▶ _WHAT TO WORK ON_
Go through the listing and return every line with "React" in it.

○ ○ ○

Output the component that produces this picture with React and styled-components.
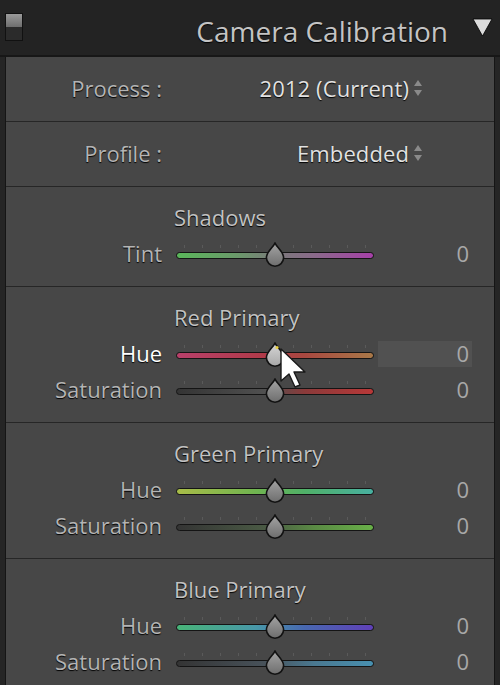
import React from 'react';
import styled, { createGlobalStyle } from 'styled-components';

const GlobalStyle = createGlobalStyle`
    html, body {
        margin: 0;
        padding: 0;
        background: #252525;
    }
    body {
        font-family: "Open Sans", "DejaVu Sans", sans-serif;
        -webkit-font-smoothing: antialiased;
    }
`;

const Page = styled.div`
    position: relative;
    width: 500px;
    height: 685px;
    overflow: hidden;
    background: #252525;
`;

const Header = styled.div`
    height: 55px;
    display: flex;
    align-items: center;
    padding: 0 7px 0 5px;
    background: #232323;
    border-bottom: 2px solid #171717;
`;

const PanelSwitch = styled.div`
    width: 16px;
    height: 26px;
    display: flex;
    flex-direction: column;
    border: 1px solid #111;
    margin-top: -2px;
`;

const SwitchHalf = styled.div`
    flex: 1;
    background: ${p => p.$on ? 'linear-gradient(#9a9a9a, #6e6e6e)' : '#2b2b2b'};
`;

const HeaderTitle = styled.div`
    flex: 1;
    text-align: right;
    font-size: 28px;
    color: #c4c4c4;
    padding-right: 24px;
    text-shadow: 0 1px 1px #000;
    margin-top: 6px;
`;

const Panel = styled.div`
    margin: 0 5px;
    background: #474747;
    border-left: 1px solid #151515;
    border-right: 1px solid #151515;
    min-height: 640px;
`;

const Section = styled.div`
    padding: 18px 0 14px;
    border-top: 1px solid #262626;
`;

const PopupRow = styled.div`
    height: ${p => p.$h}px;
    display: flex;
    align-items: center;
    padding-bottom: 2px;
    box-sizing: border-box;
    border-top: ${p => p.$first ? 'none' : '1px solid #262626'};
    font-size: 22px;
`;

const PopupLabel = styled.div`
    width: 156px;
    text-align: right;
    color: #b4b4b4;
    text-shadow: 0 1px 1px #000;
`;

const PopupValue = styled.div`
    width: 261px;
    display: flex;
    justify-content: flex-end;
    align-items: center;
    gap: 4px;
    color: #e2e2e2;
    text-shadow: 0 1px 1px #000;
    letter-spacing: 0.1px;
`;

const SectionTitle = styled.div`
    padding-left: 168px;
    font-size: 22px;
    line-height: 24px;
    margin-bottom: 7px;
    color: #c2c2c2;
    text-shadow: 0 1px 1px #000;
`;

const SliderRow = styled.div`
    height: 36px;
    display: flex;
    align-items: center;
    font-size: 22px;
`;

const RowLabel = styled.div`
    width: 156px;
    margin-right: 14px;
    padding-bottom: 2px;
    text-align: right;
    color: ${p => p.$active ? '#ffffff' : '#b4b4b4'};
    text-shadow: 0 1px 1px #000;
`;

const SliderBox = styled.div`
    position: relative;
    width: 198px;
    height: 36px;
`;

const Ticks = styled.div`
    position: absolute;
    left: 8px;
    right: 8px;
    top: 9px;
    display: flex;
    justify-content: space-between;
    span {
        width: 1px;
        height: 3px;
        background: #5a5a5a;
    }
`;

const Track = styled.div`
    position: absolute;
    left: 0;
    right: 0;
    top: 16px;
    height: 5px;
    border: 1.5px solid #141414;
    border-radius: 5px;
    background: ${p => p.$grad};
`;

const Thumb = styled.svg`
    position: absolute;
    left: 89px;
    top: 6px;
    width: 20px;
    height: 25px;
`;

const Value = styled.div`
    width: 94px;
    margin-left: 4px;
    height: 26px;
    display: flex;
    align-items: center;
    justify-content: flex-end;
    padding: 0 3px 2px 0;
    box-sizing: border-box;
    color: #a8a8a8;
    background: ${p => p.$active ? '#515151' : 'transparent'};
`;

const Cursor = styled.svg`
    position: absolute;
    left: 279px;
    top: 347px;
    width: 30px;
    height: 52px;
`;

const gradients = {
    tint: 'linear-gradient(90deg, #5ab65a 0%, #6a9a6a 30%, #7a7a7a 50%, #8a6a8a 70%, #a640a8 100%)',
    redHue: 'linear-gradient(90deg, #b8406a 0%, #b03a48 45%, #a84840 65%, #a87848 100%)',
    redSat: 'linear-gradient(90deg, #343434 0%, #505050 45%, #8a3a3a 65%, #b83838 100%)',
    greenHue: 'linear-gradient(90deg, #a8bc48 0%, #70b450 40%, #50b068 65%, #48b0a0 100%)',
    greenSat: 'linear-gradient(90deg, #343434 0%, #4a5a44 45%, #5a8a44 70%, #68b048 100%)',
    blueHue: 'linear-gradient(90deg, #48b478 0%, #4898a8 40%, #4868b0 65%, #6040b8 100%)',
    blueSat: 'linear-gradient(90deg, #343434 0%, #48525a 45%, #4a7890 70%, #4890b0 100%)',
};

const sections = [
    { title: 'Shadows', rows: [{ label: 'Tint', grad: gradients.tint }] },
    {
        title: 'Red Primary',
        rows: [
            { label: 'Hue', grad: gradients.redHue, active: true },
            { label: 'Saturation', grad: gradients.redSat },
        ],
    },
    {
        title: 'Green Primary',
        rows: [
            { label: 'Hue', grad: gradients.greenHue },
            { label: 'Saturation', grad: gradients.greenSat },
        ],
    },
    {
        title: 'Blue Primary',
        rows: [
            { label: 'Hue', grad: gradients.blueHue },
            { label: 'Saturation', grad: gradients.blueSat },
        ],
    },
];

const ThumbShape = ({ active }) => (
    <Thumb viewBox="0 0 20 25">
        <defs>
            <linearGradient id={active ? 'thA' : 'thN'} x1="0" y1="0" x2="0" y2="1">
                <stop offset="0" stopColor={active ? '#d6d6d6' : '#a4a4a4'} />
                <stop offset="1" stopColor={active ? '#a8a8a8' : '#6e6e6e'} />
            </linearGradient>
        </defs>
        <path
            d="M10 1.2 C12 5.5, 18.6 10, 18.6 15.6 A8.6 8.6 0 0 1 1.4 15.6 C1.4 10, 8 5.5, 10 1.2 Z"
            fill={`url(#${active ? 'thA' : 'thN'})`}
            stroke="#121212"
            strokeWidth="1.6"
        />
        {active && <circle cx="12" cy="5.5" r="1.6" fill="#e8d040" />}
    </Thumb>
);

const Slider = ({ grad, active }) => (
    <SliderBox>
        <Ticks>
            {Array.from({ length: 11 }).map((_, i) => <span key={i} />)}
        </Ticks>
        <Track $grad={grad} />
        <ThumbShape active={active} />
    </SliderBox>
);

const UpDown = () => (
    <svg width="10" height="18" viewBox="0 0 10 18">
        <path d="M5 1 L9 7 L1 7 Z" fill="#8a8a8a" />
        <path d="M5 17 L9 11 L1 11 Z" fill="#8a8a8a" />
    </svg>
);

export default function App() {
    return (
        <Page>
            <GlobalStyle />
            <Header>
                <PanelSwitch>
                    <SwitchHalf $on />
                    <SwitchHalf />
                </PanelSwitch>
                <HeaderTitle>Camera Calibration</HeaderTitle>
                <svg width="21" height="19" viewBox="0 0 21 19">
                    <path d="M1 1 L20 1 L10.5 18 Z" fill="#dcdcdc" stroke="#000" strokeWidth="0.8" />
                </svg>
            </Header>
            <Panel>
                <PopupRow $first $h={64}>
                    <PopupLabel>Process :</PopupLabel>
                    <PopupValue>2012 (Current) <UpDown /></PopupValue>
                </PopupRow>
                <PopupRow $h={65}>
                    <PopupLabel>Profile :</PopupLabel>
                    <PopupValue>Embedded <UpDown /></PopupValue>
                </PopupRow>
                {sections.map(section => (
                    <Section key={section.title}>
                        <SectionTitle>{section.title}</SectionTitle>
                        {section.rows.map(row => (
                            <SliderRow key={row.label}>
                                <RowLabel $active={row.active}>{row.label}</RowLabel>
                                <Slider grad={row.grad} active={row.active} />
                                <Value $active={row.active}>0</Value>
                            </SliderRow>
                        ))}
                    </Section>
                ))}
            </Panel>
            <Cursor viewBox="0 0 30 52">
                <path d="M2 2 L2 34 L10 27 L16 40 L21 38 L15 25 L26 25 Z" fill="#ffffff" stroke="#1a1a1a" strokeWidth="1.4" strokeLinejoin="round" />
            </Cursor>
        </Page>
    );
}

○ ○ ○

▶ _ANSWER TO THIS TASK_
Output the component that produces this picture with React and styled-components.
import React from 'react';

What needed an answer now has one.